The term machine learning has been around for awhile and its association to artificial intelligence (AI) keeps it in the trendy part of the news.

AI has been part of our imaginations long before it hit the news. Visions of research labs and computer scientists rallied around the latest self-aware technology has filled not only our nightmares, but the afternoon cinemas. Birthed in 1956, AI has alternately been heralded as the key to our civilization’s brightest future and the preposterous fantasies of geeks. Until 2012, it was a bit of both.

Today’s AI is applied in varying ways and degrees. Machine learning, a field of AI, is the practice of using algorithms to parse data, learn from it, and then make a determination or prediction about something in the world. So rather than hand-coding software routines with a specific set of instructions to accomplish a particular task, the machine is trained using large amounts of data and algorithms that give it the ability to learn how to perform the task.

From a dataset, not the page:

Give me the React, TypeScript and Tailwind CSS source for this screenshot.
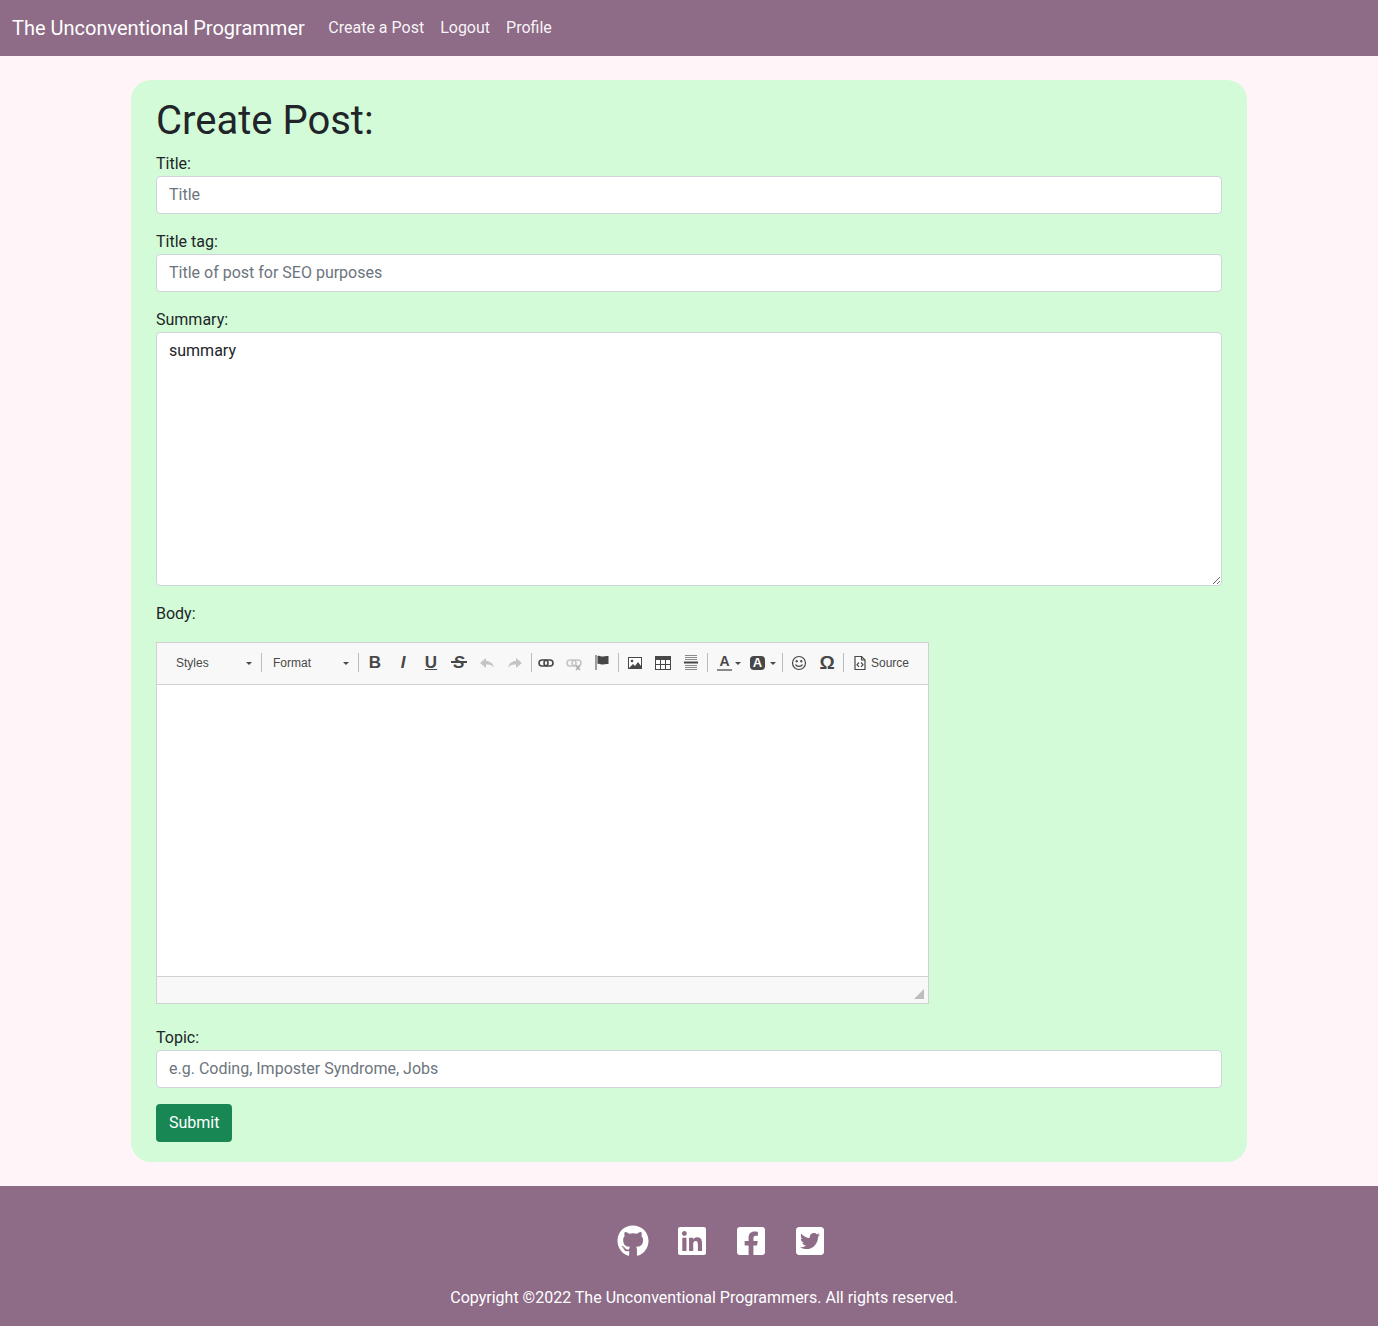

Machine learning came directly from minds of the early AI crowd, and the algorithmic approaches over the years included decision tree learning, inductive logic programming. clustering, reinforcement learning, and Bayesian networks, among others.

Deep learning is a technique for implementing machine learning. It was inspired by the structure and function of the brain, namely the interconnecting of many neurons. Artificial Neural Networks (ANNs) are algorithms that mimic the biological structure of the brain. In ANNs, there are neurons that have discrete layers and connections to other neurons. Each layer picks out a specific feature to learn, such as curves and edges in image recognition. It’s this layering that gives deep learning its name. Depth is created by using multiple layers as opposed to a single layer.

Deep learning has enabled many practical applications of machine learning and by extension the overall field of AI. Deep Learning breaks down tasks in ways that makes all kinds of machine assists seem beyond possible. No idea is too big. Driverless cars, better preventive healthcare, even better music recommendations are either now or soon to come.

The current deep learning hype tends to be that we have machinery, that given enough data and enough training time, is able to learn on its own. This of course is either an exaggeration of what the state-of-the-art is capable of or an over simplification of the actual practice of deep learning. It has over the past few years given rise to a massive collection of ideas and techniques that were previously either unknown or known to be indefensible.

Deep learning today goes beyond just multi-level artificial neurons, but instead is a collection of techniques and methods that are used to building unique architectures.

We are looking to the future where we hope to have a more solid foundation to be able to build our learning machines with greater predictability of their capabilities.